Kenny Dalglish has just shown what a great manager he could be for Liverpool in the coming years with his latest transfer dealings.

It was always going to take a real character to finally get rid of Fernando Torres, and Dalglish was just the right guy.

There was no waiting around, no protracting the issue. Within a couple of days of Torres submitting his transfer request, Dalglish showed him the door, and managed to collect a cool 50 million pounds along the way.

Having initially shown a desire to keep hold of Torres and to help him rediscover his form, Dalglish was nevertheless slapped with an unenviable dilemma along with Torres’ transfer request – to sell the player that was just two seasons ago the best striker in the world, or to convince him to stay for a few more months and hope he’ll change his mind somewhere along the way.

And that option has worked before. Steven Gerrard seemed destined to leave Liverpool a few seasons ago, but Rafa Benitez managed to convince him to stay put for another season, and he hasn’t gone anywhere since.

Even right now, Arsene Wenger is reaping the benefits of having held firm on not letting Cesc Fabregas leave, even though he made it much more public that he wanted a move to Barcelona. Arsenal are still realistically challenging for four trophies, and already have a Wembley final to look forward to with the League Cup. Would Fabregas still want to leave if Arsenal won some major trophies?

But Dalglish is having none of that, getting rid of the misfiring Torres in just a matter of days. That’s exactly the kind of no-nonsense managing that a club like Liverpool need after their problems on and off the pitch – a decisive, authoritative voice that leads the way, one that can make tough decisions without so much as the bat on an eyelid.

Instead of trying to convince Torres to stay, Dalglish immediately set out to acquire his replacement, and he did so with equal conviction.

Many have talked about Andy Carroll being the next England No. 9, but so far, none of the big clubs have dared to take a chance on the young striker. You sort of had this feeling that they all wouldn’t mind giving him a chance if it didn’t cost much, but Dalglish immediately splurged a record fee for an Englishman on him – 35 million pounds to eclipse the 30 million Manchester United paid for Rio Ferdinand – even though he’d just signed Luis Suarez as well.

And that also shows the conviction Dalglish has to the style of football he wants Liverpool to play. Roy Hodgson came in and settled straight into the system that his predecessor Benitez had left behind, the 4-2-3-1.

But when Dalglish signed Suarez, the implication was that he was planning to switch to a 4-4-2 and partner Suarez with Torres to make it two up front.

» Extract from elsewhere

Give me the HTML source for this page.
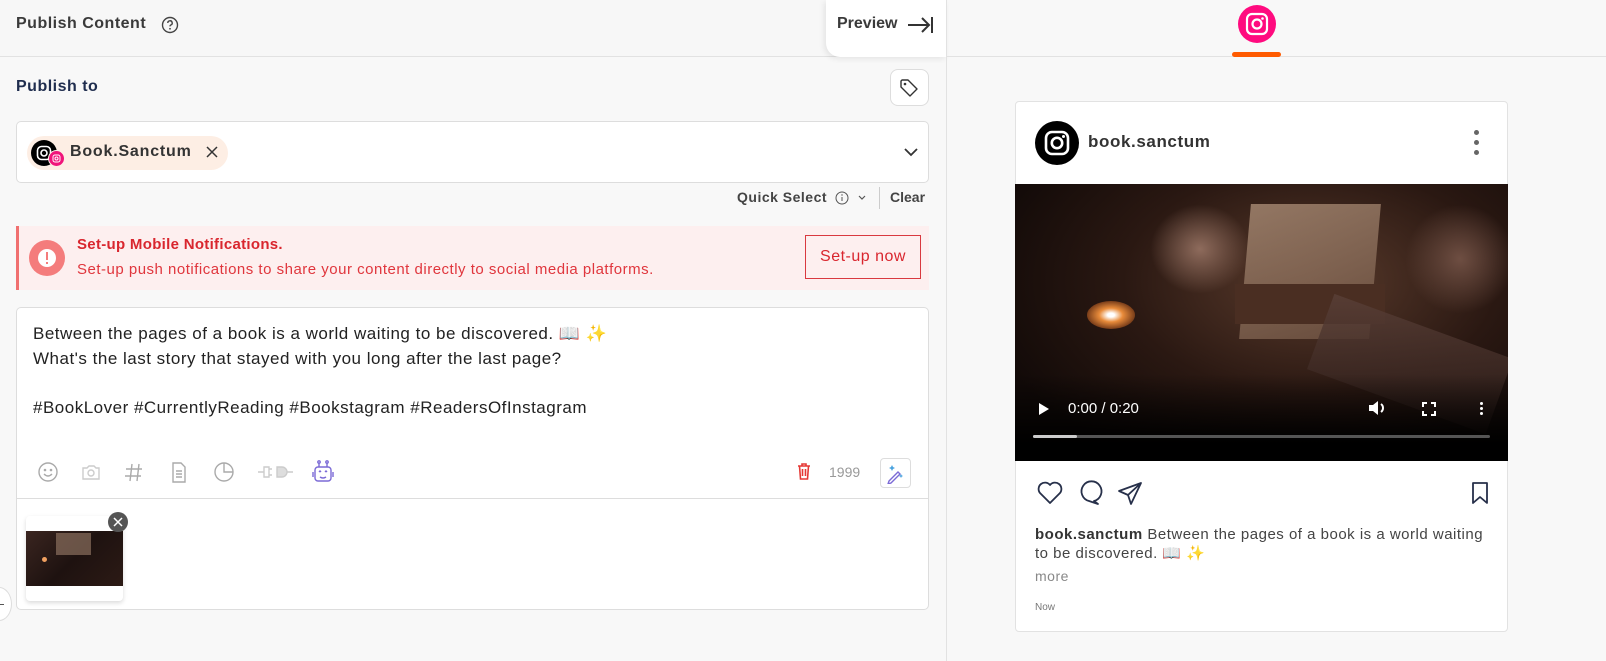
<!DOCTYPE html>
<html><head><meta charset="utf-8">
<style>
*{box-sizing:border-box;margin:0;padding:0}
body{width:1606px;height:661px;background:#f8f8f8;font-family:"Liberation Sans","Noto Sans CJK SC",sans-serif;color:#333;position:relative;overflow:hidden}
.abs{position:absolute}
.txt{white-space:nowrap}
</style></head><body>
<div class="abs" style="left:0;top:0;width:946px;height:57px;background:#f7f7f7;border-bottom:1px solid #e2e2e2"></div>
<div class="abs txt" style="left:16px;top:15px;font-size:16px;font-weight:bold;color:#3a3a3a;letter-spacing:.5px">Publish Content</div>
<svg class="abs" style="left:161px;top:16px" width="18" height="18" viewBox="0 0 18 18"><circle cx="9" cy="9" r="7.5" fill="none" stroke="#444" stroke-width="1.4"/><path d="M6.8 7a2.2 2.2 0 1 1 3 2c-.6.3-.8.7-.8 1.4" fill="none" stroke="#444" stroke-width="1.4"/><circle cx="9" cy="12.8" r=".9" fill="#444"/></svg>
<div class="abs" style="left:826px;top:0;width:121px;height:57px;background:#fff;border-radius:0 0 0 14px;box-shadow:-2px 2px 6px rgba(0,0,0,.08)"></div>
<div class="abs txt" style="left:837px;top:15px;font-size:16px;font-weight:bold;color:#3a3a3a">Preview</div>
<svg class="abs" style="left:906px;top:14px" width="28" height="22" viewBox="0 0 28 22"><path d="M2 11h21M16 4l7 7-7 7M26 3v16" fill="none" stroke="#333" stroke-width="2"/></svg>
<div class="abs" style="left:946px;top:0;width:1px;height:661px;background:#e2e2e2"></div>

<div class="abs txt" style="left:16px;top:78px;font-size:16px;font-weight:bold;color:#1f2d4e;letter-spacing:.5px">Publish to</div>
<div class="abs" style="left:890px;top:69px;width:39px;height:37px;background:#fff;border:1px solid #ddd;border-radius:8px"></div>
<svg class="abs" style="left:899px;top:78px" width="20" height="20" viewBox="0 0 20 20"><path d="M2 3v6l9 9 7-7-9-9H3z" fill="none" stroke="#333" stroke-width="1.4" stroke-linejoin="round"/><circle cx="6" cy="6" r="1.3" fill="#333"/></svg>
<div class="abs" style="left:16px;top:121px;width:913px;height:62px;background:#fff;border:1px solid #ddd;border-radius:5px"></div>
<div class="abs" style="left:27px;top:136px;width:201px;height:34px;background:#fdeee4;border-radius:17px"></div>
<div class="abs" style="left:31px;top:140px;width:26px;height:26px;border-radius:50%;background:#000"></div>
<svg class="abs" style="left:36px;top:145px" width="16" height="16" viewBox="0 0 16 16"><rect x="1.5" y="1.5" width="13" height="13" rx="4" fill="none" stroke="#fff" stroke-width="1.6"/><circle cx="8" cy="8" r="3" fill="none" stroke="#fff" stroke-width="1.6"/></svg>
<div class="abs" style="left:48px;top:150px;width:17px;height:17px;border-radius:50%;background:#f0157a;border:1px solid #fdeee4"></div>
<svg class="abs" style="left:52px;top:154px" width="9" height="9" viewBox="0 0 9 9"><rect x="1" y="1" width="7" height="7" rx="2" fill="none" stroke="#fff" stroke-width="1"/><circle cx="4.5" cy="4.5" r="1.5" fill="none" stroke="#fff"/></svg>
<div class="abs txt" style="left:70px;top:143px;font-size:16px;font-weight:bold;color:#333;letter-spacing:.8px">Book.Sanctum</div>
<svg class="abs" style="left:206px;top:146px" width="12" height="12" viewBox="0 0 12 12"><path d="M1 1l10 10M11 1L1 11" stroke="#333" stroke-width="1.5"/></svg>
<svg class="abs" style="left:903px;top:146px" width="16" height="12" viewBox="0 0 16 12"><path d="M2 3l6 6 6-6" fill="none" stroke="#333" stroke-width="1.8"/></svg>

<div class="abs txt" style="left:737px;top:189px;font-size:14px;font-weight:bold;color:#444;letter-spacing:.5px">Quick Select</div>
<svg class="abs" style="left:835px;top:191px" width="14" height="14" viewBox="0 0 14 14"><circle cx="7" cy="7" r="6" fill="none" stroke="#555" stroke-width="1"/><path d="M7 6v4" stroke="#555"/><circle cx="7" cy="4" r=".7" fill="#555"/></svg>
<svg class="abs" style="left:857px;top:194px" width="10" height="8" viewBox="0 0 10 8"><path d="M2 2l3 3 3-3" fill="none" stroke="#555" stroke-width="1.2"/></svg>
<div class="abs" style="left:879px;top:187px;width:1px;height:22px;background:#ccc"></div>
<div class="abs txt" style="left:890px;top:189px;font-size:14px;font-weight:bold;color:#444">Clear</div>

<div class="abs" style="left:16px;top:226px;width:913px;height:64px;background:#fdefef;border-left:3px solid #f07070"></div>
<div class="abs" style="left:29px;top:240px;width:36px;height:36px;border-radius:50%;background:#f47c7c"></div>
<div class="abs" style="left:38px;top:249px;width:18px;height:18px;border-radius:50%;background:#fff"></div>
<div class="abs" style="left:46px;top:252px;width:2px;height:8px;background:#f47c7c"></div>
<div class="abs" style="left:46px;top:262px;width:2px;height:2px;background:#f47c7c"></div>
<div class="abs txt" style="left:77px;top:236px;font-size:15px;font-weight:bold;color:#d9262e;letter-spacing:.3px">Set-up Mobile Notifications.</div>
<div class="abs txt" style="left:77px;top:261px;font-size:15px;color:#e0363d;letter-spacing:.5px">Set-up push notifications to share your content directly to social media platforms.</div>
<div class="abs txt" style="left:805px;top:235px;width:116px;height:44px;border:1px solid #d9393f;color:#d9262e;font-size:16px;line-height:42px;text-align:center;letter-spacing:.5px">Set-up now</div>

<div class="abs" style="left:16px;top:307px;width:913px;height:303px;background:#fff;border:1px solid #ddd;border-radius:5px"></div>
<div class="abs" style="left:17px;top:498px;width:911px;height:1px;background:#ddd"></div>
<div class="abs" style="left:33px;top:322px;font-size:17px;line-height:24.5px;color:#222;white-space:pre;letter-spacing:.5px">Between the pages of a book is a world waiting to be discovered. 📖 ✨
What's the last story that stayed with you long after the last page?

#BookLover #CurrentlyReading #Bookstagram #ReadersOfInstagram</div>
<svg class="abs" style="left:36px;top:460px" width="310" height="24" viewBox="0 0 310 24">
<g fill="none" stroke="#aaa" stroke-width="1.4">
<circle cx="12" cy="12" r="9"/><circle cx="9" cy="10" r=".6" fill="#aaa"/><circle cx="15" cy="10" r=".6" fill="#aaa"/><path d="M8 14q4 4 8 0"/>
<path d="M47 8h4l2-2h5l2 2h3v11H47z" stroke="#ccc"/><circle cx="55" cy="13" r="3" stroke="#ccc"/>
<path d="M96 4l-2 17M103 4l-2 17M90 9h16M89 16h16"/>
<path d="M137 3h8l4 4v15h-12z M140 11h6M140 14h6M140 17h6"/>
<circle cx="188" cy="12" r="9"/><path d="M188 3v9h9"/>
<path d="M222 12h6M228 7h5v10h-5zM233 9h3M233 15h3" stroke="#ccc"/><path d="M241 7h5a5 5 0 0 1 0 10h-5zM251 12h6" stroke="#ccc" fill="#ddd"/>
</g>
<g fill="none" stroke="#7b6ad6" stroke-width="1.4"><rect x="279" y="7" width="16" height="14" rx="3"/><path d="M283 7V3M291 7V3M277 12v5M297 12v5M284 17q3 2 6 0"/><circle cx="283" cy="2" r="1.2"/><circle cx="291" cy="2" r="1.2"/><path d="M283 12l1-1 1 1M289 12l1-1 1 1"/></g>
</svg>
<svg class="abs" style="left:796px;top:462px" width="16" height="18" viewBox="0 0 16 18"><path d="M2 4h12M6 4V2h4v2M3.5 4l1 13h7l1-13M6.5 7v7M9.5 7v7" fill="none" stroke="#e53935" stroke-width="1.6"/></svg>
<div class="abs txt" style="left:829px;top:464px;font-size:14px;color:#999">1999</div>
<div class="abs" style="left:880px;top:458px;width:31px;height:30px;background:#fff;border:1px solid #ddd;border-radius:4px"></div>
<svg class="abs" style="left:884px;top:462px" width="22" height="22" viewBox="0 0 22 22"><path d="M5 19l9-9 2 2-9 9-3 1z" fill="none" stroke="#7b6ad6" stroke-width="1.4"/><path d="M8 3l1 2 2 1-2 1-1 2-1-2-2-1 2-1zM17 12l.7 1.4 1.4.6-1.4.6-.7 1.4-.7-1.4-1.4-.6 1.4-.6z" fill="#4aa3df"/></svg>
<div class="abs" style="left:26px;top:516px;width:97px;height:85px;background:#fff;border-radius:4px;box-shadow:0 2px 5px rgba(0,0,0,.15)"></div>
<div class="abs" style="left:26px;top:531px;width:97px;height:55px;background:linear-gradient(135deg,#3a2520,#1e1210 50%,#2c1a15);overflow:hidden"><div style="position:absolute;left:30px;top:2px;width:35px;height:22px;background:#8a6f5e;opacity:.7"></div><div style="position:absolute;left:16px;top:26px;width:5px;height:5px;background:#f0a060;border-radius:50%"></div></div>
<div class="abs" style="left:108px;top:512px;width:20px;height:20px;border-radius:50%;background:#555"></div>
<svg class="abs" style="left:113px;top:517px" width="10" height="10" viewBox="0 0 10 10"><path d="M1 1l8 8M9 1L1 9" stroke="#fff" stroke-width="1.5"/></svg>
<div class="abs" style="left:-14px;top:587px;width:26px;height:34px;border-radius:50%;background:#fff;border:1px solid #ddd"></div>
<div class="abs" style="left:0;top:604px;width:4px;height:1px;background:#555"></div>

<div class="abs" style="left:947px;top:56px;width:659px;height:1px;background:#e2e2e2"></div>
<div class="abs" style="left:1238px;top:5px;width:38px;height:38px;border-radius:50%;background:#ff0b7f"></div>
<svg class="abs" style="left:1245px;top:12px" width="24" height="24" viewBox="0 0 24 24"><rect x="2" y="2" width="20" height="20" rx="5" fill="none" stroke="#fff" stroke-width="2.2"/><circle cx="12" cy="12" r="4.5" fill="none" stroke="#fff" stroke-width="2.2"/><circle cx="17.5" cy="6.5" r="1.3" fill="#fff"/></svg>
<div class="abs" style="left:1232px;top:52px;width:49px;height:5px;background:#ff5b00;border-radius:3px"></div>

<div class="abs" style="left:1015px;top:101px;width:493px;height:531px;background:#fff;border:1px solid #e2e2e2;border-radius:4px"></div>
<div class="abs" style="left:1035px;top:121px;width:44px;height:44px;border-radius:50%;background:#000"></div>
<svg class="abs" style="left:1043px;top:129px" width="28" height="28" viewBox="0 0 28 28"><rect x="3" y="3" width="22" height="22" rx="6" fill="none" stroke="#fff" stroke-width="2.6"/><circle cx="14" cy="14" r="5.2" fill="none" stroke="#fff" stroke-width="2.6"/><circle cx="20.5" cy="7.5" r="1.5" fill="#fff"/></svg>
<div class="abs txt" style="left:1088px;top:132px;font-size:17px;font-weight:bold;color:#333;letter-spacing:.6px">book.sanctum</div>
<div class="abs" style="left:1474px;top:130px;width:5px;height:5px;border-radius:50%;background:#666"></div>
<div class="abs" style="left:1474px;top:140px;width:5px;height:5px;border-radius:50%;background:#666"></div>
<div class="abs" style="left:1474px;top:150px;width:5px;height:5px;border-radius:50%;background:#666"></div>

<div class="abs" style="left:1015px;top:184px;width:493px;height:277px;background:radial-gradient(ellipse at 60% 35%,#5a3b2c 0%,#2a1812 45%,#120a08 80%);overflow:hidden">
 <div style="position:absolute;left:230px;top:20px;width:130px;height:135px;background:linear-gradient(160deg,#9d806b,#6b4f3f);transform:skewX(-5deg);opacity:.9"></div>
 <div style="position:absolute;left:220px;top:100px;width:150px;height:40px;background:#4a2e22"></div>
 <div style="position:absolute;left:135px;top:20px;width:100px;height:90px;background:radial-gradient(ellipse,#8e6b5c,rgba(80,50,40,0) 70%)"></div>
 <div style="position:absolute;left:390px;top:20px;width:110px;height:110px;background:radial-gradient(ellipse,#6e4e42,rgba(60,40,30,0) 70%)"></div>
 <div style="position:absolute;left:72px;top:117px;width:48px;height:28px;border-radius:50%;background:radial-gradient(ellipse,#fff 10%,#e88b3a 35%,#7a3e1a 70%)"></div>
 <div style="position:absolute;left:300px;top:140px;width:190px;height:80px;background:linear-gradient(160deg,#5a4038,#2a1a16);transform:rotate(20deg);opacity:.8"></div>
 <div style="position:absolute;left:0;top:190px;width:493px;height:87px;background:linear-gradient(to bottom,rgba(0,0,0,0),#000 80%)"></div>
</div>
<svg class="abs" style="left:1037px;top:401px" width="14" height="16" viewBox="0 0 14 16"><path d="M2 2l10 6-10 6z" fill="#fff"/></svg>
<div class="abs txt" style="left:1068px;top:400px;font-size:15px;color:#fff">0:00 / 0:20</div>
<svg class="abs" style="left:1367px;top:399px" width="20" height="18" viewBox="0 0 20 18"><path d="M2 6h4l5-4v14l-5-4H2z" fill="#fff"/><path d="M14 5a5 5 0 0 1 0 8" fill="none" stroke="#fff" stroke-width="2"/></svg>
<svg class="abs" style="left:1421px;top:401px" width="16" height="16" viewBox="0 0 16 16"><path d="M2 6V2h4M10 2h4v4M14 10v4h-4M6 14H2v-4" fill="none" stroke="#fff" stroke-width="2"/></svg>
<div class="abs" style="left:1480px;top:402px;width:3px;height:3px;background:#fff;border-radius:50%"></div>
<div class="abs" style="left:1480px;top:407px;width:3px;height:3px;background:#fff;border-radius:50%"></div>
<div class="abs" style="left:1480px;top:412px;width:3px;height:3px;background:#fff;border-radius:50%"></div>
<div class="abs" style="left:1033px;top:435px;width:457px;height:3px;background:#555;border-radius:2px"></div>
<div class="abs" style="left:1033px;top:435px;width:44px;height:3px;background:#ccc;border-radius:2px"></div>

<svg class="abs" style="left:1037px;top:479px" width="120" height="28" viewBox="0 0 120 28"><g fill="none" stroke="#27304a" stroke-width="1.8" stroke-linejoin="round"><path d="M13 24L3 14a6 6 0 0 1 10-8 6 6 0 0 1 10 8z"/><path d="M52 22a10 10 0 1 1 5 0l4 3z"/><path d="M104 4L82 12l9 4 3 9zM91 16l13-12"/></g></svg>
<svg class="abs" style="left:1470px;top:481px" width="20" height="24" viewBox="0 0 20 24"><path d="M3 2h14v20l-7-6-7 6z" fill="none" stroke="#27304a" stroke-width="1.8" stroke-linejoin="round"/></svg>
<div class="abs" style="left:1035px;top:526px;width:460px;font-size:15px;line-height:18.5px;color:#444;letter-spacing:.5px"><b style="color:#333">book.sanctum</b> Between the pages of a book is a world waiting to be discovered. 📖 ✨</div>
<div class="abs txt" style="left:1035px;top:568px;font-size:14px;color:#888;letter-spacing:.5px">more</div>
<div class="abs txt" style="left:1035px;top:602px;font-size:10px;color:#777">Now</div>
</body></html>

Torres almost wrecked those plans by submitting his transfer request just days before the deadline, but Dalglish would not be foiled. He immediately signed another centre-forward to play alongside Suarez, and I’d suspect to see Liverpool playing with two out-and-out strikers again in the near future.

Credit should also go to Damien Comolli, Liverpool’s “director of football strategy”. I’m sure he would have had a hand in making the Suarez and Carroll deals go through. But at the end of the day, one would suspect that Dalglish was the main guy calling the shots; something you wouldn’t really say about Hodgson, who as great a manager as he is, just wasn’t the right fit for the job.

The way he handled his press conference the other day was brilliant as well. Hodgson took the nice guy thing a bit too far with his over-candid style of responding to the media. Dalglish on the other hand, almost dictates his press conferences.

He has sternly stuck to his “new policy” on not commenting on player speculation, refusing to budge one bit when questioned about players possibly moving around, and reminding the reporters that they were there to talk about the weekend’s game with Stoke City.

At the best of times, facing the British press isn’t easy, but even under the pressure of the last few days, Dalglish has shown that he knows how to keep a hold on them without antagonising them – something his countryman Alex Ferguson hasn’t quite mastered.

Still, all this wouldn’t matter if results don’t happen on the pitch. Carroll will get his fair share of goals in the air, we know that. And Suarez scored 49 goals in 48 games last season for Ajax.

But Mateja Kezman joined Chelsea with a similar goalscoring reputation in Dutch football as Suarez, and look where he is now – playing for South China in the Hong Kong First Division.

He has acted swiftly and decisively in bringing in Carroll, and his comments in the media about being frustrated by the slow progress over Suarez’s transfer must have played his part in expediting the deal. But he will now have to show that he can make the two play football the way he wants them to.